| AIM |
Go through the material below and count the lines with the string "components"; the number is the whole answer.

| COLLECTED DATA |
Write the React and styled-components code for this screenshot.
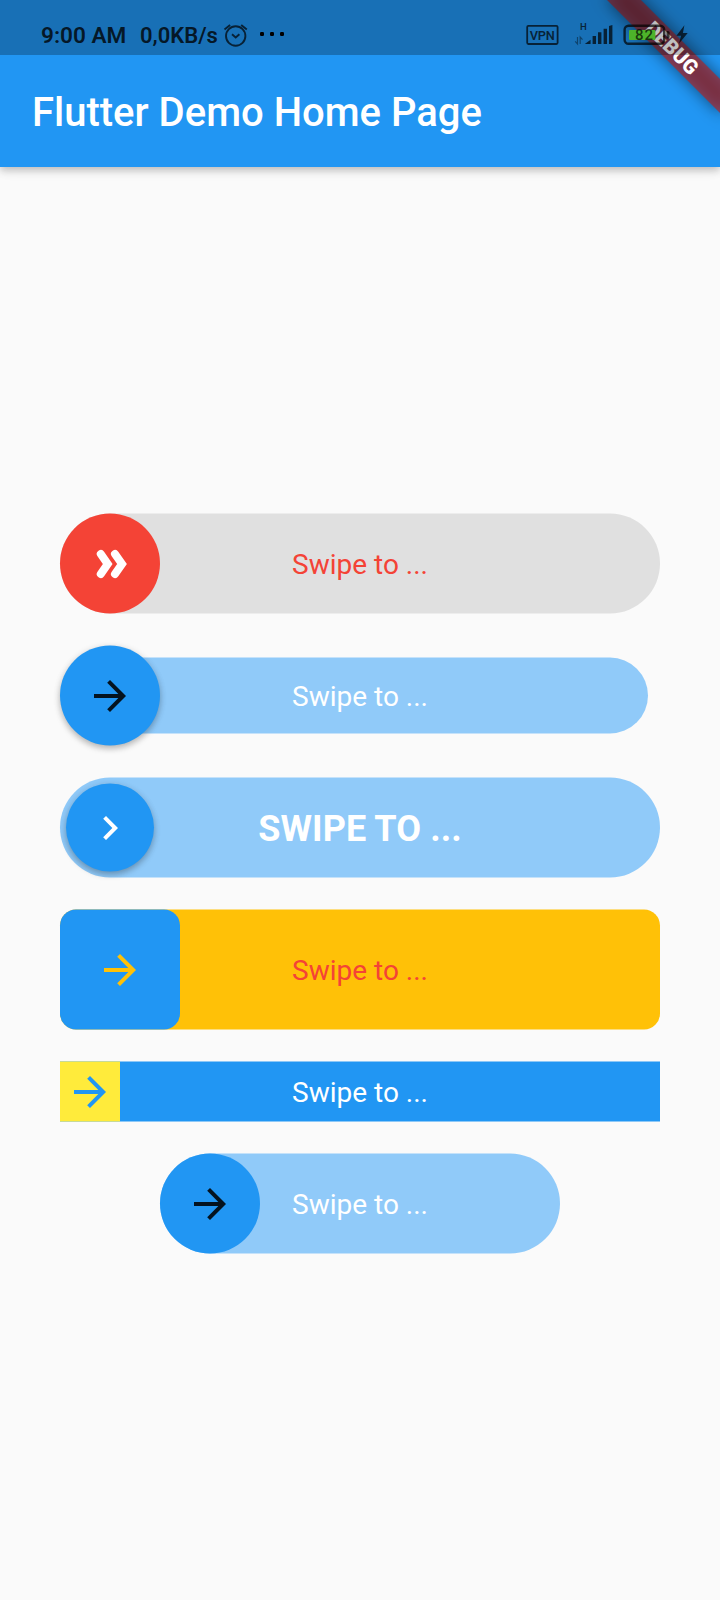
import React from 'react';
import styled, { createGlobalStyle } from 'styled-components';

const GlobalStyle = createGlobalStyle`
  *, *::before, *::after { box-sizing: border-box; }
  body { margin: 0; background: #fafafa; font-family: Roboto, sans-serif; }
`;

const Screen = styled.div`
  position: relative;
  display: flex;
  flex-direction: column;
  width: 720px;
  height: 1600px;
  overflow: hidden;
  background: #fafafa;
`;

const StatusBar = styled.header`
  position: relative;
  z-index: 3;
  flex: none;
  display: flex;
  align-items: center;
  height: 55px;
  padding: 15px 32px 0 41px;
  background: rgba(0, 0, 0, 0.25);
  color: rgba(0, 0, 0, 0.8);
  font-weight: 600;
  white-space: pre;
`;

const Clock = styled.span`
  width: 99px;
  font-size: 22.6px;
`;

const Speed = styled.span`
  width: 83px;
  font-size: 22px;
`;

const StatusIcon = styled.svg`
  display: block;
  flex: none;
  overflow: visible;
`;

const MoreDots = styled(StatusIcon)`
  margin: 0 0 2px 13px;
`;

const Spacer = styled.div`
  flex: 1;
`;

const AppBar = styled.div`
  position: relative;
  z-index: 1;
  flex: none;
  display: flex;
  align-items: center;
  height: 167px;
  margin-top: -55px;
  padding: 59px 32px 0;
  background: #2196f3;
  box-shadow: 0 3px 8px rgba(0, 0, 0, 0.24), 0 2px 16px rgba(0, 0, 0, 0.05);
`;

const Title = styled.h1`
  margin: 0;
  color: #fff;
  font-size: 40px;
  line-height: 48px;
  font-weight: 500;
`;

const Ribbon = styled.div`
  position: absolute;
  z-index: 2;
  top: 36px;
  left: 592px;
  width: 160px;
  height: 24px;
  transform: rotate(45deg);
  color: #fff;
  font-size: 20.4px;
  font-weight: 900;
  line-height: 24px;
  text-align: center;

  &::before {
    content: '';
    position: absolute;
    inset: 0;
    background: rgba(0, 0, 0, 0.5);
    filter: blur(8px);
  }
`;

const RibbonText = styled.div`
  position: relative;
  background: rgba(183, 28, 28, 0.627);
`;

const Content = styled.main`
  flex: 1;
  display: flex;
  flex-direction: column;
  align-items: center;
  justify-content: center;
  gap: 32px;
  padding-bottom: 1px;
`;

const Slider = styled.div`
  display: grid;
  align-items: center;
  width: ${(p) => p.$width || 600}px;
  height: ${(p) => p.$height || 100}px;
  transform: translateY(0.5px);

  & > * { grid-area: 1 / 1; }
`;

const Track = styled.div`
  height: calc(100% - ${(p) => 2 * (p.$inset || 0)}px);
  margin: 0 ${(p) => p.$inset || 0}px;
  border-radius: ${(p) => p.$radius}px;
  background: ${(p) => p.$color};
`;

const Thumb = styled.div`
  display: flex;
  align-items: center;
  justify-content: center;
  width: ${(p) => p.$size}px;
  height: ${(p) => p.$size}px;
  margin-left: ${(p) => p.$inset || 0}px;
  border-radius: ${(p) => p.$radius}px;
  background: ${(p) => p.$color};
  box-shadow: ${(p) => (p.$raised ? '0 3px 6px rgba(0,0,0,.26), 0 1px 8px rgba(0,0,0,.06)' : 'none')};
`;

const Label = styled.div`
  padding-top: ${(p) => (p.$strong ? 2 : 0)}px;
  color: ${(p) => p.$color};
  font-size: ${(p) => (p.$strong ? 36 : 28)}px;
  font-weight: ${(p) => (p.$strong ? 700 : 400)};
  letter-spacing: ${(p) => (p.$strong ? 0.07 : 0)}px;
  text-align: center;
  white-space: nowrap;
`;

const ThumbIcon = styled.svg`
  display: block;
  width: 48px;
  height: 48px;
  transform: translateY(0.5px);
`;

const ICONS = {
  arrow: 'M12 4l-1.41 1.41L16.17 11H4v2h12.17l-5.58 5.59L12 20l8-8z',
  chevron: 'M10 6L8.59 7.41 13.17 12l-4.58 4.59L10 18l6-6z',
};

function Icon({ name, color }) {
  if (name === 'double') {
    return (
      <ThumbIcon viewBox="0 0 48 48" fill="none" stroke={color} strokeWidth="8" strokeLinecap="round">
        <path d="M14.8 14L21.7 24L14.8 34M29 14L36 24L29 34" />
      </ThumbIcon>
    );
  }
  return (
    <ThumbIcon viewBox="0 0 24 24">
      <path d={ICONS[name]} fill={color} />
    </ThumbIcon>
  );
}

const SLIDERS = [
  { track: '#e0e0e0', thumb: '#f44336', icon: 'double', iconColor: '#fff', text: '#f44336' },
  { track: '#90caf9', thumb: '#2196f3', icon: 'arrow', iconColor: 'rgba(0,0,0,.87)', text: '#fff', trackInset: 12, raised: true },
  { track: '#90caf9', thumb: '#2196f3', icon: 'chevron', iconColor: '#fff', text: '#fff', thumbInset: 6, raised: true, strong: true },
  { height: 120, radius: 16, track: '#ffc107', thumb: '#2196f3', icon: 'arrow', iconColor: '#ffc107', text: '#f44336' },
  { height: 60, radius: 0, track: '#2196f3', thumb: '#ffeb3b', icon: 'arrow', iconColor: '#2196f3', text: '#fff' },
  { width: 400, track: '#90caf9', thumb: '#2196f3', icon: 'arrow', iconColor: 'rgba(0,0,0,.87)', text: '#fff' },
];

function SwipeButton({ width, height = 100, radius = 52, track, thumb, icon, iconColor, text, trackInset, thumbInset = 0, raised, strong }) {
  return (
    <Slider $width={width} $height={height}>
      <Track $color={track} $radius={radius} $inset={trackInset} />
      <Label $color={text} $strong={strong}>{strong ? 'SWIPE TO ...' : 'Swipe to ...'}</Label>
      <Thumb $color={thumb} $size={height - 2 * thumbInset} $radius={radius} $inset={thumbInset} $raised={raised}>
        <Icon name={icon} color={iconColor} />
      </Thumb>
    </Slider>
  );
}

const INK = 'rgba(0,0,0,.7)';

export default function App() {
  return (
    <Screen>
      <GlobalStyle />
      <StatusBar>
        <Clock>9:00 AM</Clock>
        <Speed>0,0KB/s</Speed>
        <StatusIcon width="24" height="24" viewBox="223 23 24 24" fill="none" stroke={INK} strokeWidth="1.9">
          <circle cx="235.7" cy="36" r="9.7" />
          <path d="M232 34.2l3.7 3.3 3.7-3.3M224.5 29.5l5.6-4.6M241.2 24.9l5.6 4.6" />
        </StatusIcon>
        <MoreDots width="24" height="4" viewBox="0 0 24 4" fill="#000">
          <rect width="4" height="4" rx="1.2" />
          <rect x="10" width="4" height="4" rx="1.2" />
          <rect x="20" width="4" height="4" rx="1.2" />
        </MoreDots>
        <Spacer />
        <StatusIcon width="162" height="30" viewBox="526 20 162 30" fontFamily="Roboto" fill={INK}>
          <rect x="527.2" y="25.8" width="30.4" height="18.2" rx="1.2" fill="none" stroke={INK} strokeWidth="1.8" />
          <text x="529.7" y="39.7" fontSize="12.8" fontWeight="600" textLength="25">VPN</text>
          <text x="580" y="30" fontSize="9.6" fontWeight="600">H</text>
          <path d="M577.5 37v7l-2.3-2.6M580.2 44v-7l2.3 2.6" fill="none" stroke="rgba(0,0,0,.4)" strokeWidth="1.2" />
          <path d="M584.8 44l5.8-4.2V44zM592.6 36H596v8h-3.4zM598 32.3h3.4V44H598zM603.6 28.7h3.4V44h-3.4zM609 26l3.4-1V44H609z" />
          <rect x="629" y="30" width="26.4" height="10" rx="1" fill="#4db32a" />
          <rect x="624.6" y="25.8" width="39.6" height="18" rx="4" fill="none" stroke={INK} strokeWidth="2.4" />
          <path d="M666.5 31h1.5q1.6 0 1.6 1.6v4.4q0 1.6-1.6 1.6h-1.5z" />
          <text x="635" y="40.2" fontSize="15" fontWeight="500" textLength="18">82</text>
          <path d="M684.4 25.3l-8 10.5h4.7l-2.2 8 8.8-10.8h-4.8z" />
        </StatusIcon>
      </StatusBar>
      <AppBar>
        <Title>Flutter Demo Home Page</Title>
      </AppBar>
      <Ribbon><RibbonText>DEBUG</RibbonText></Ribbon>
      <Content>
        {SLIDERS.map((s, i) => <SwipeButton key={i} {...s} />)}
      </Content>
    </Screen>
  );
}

| OUTPUT OF THE EXERCISE |
2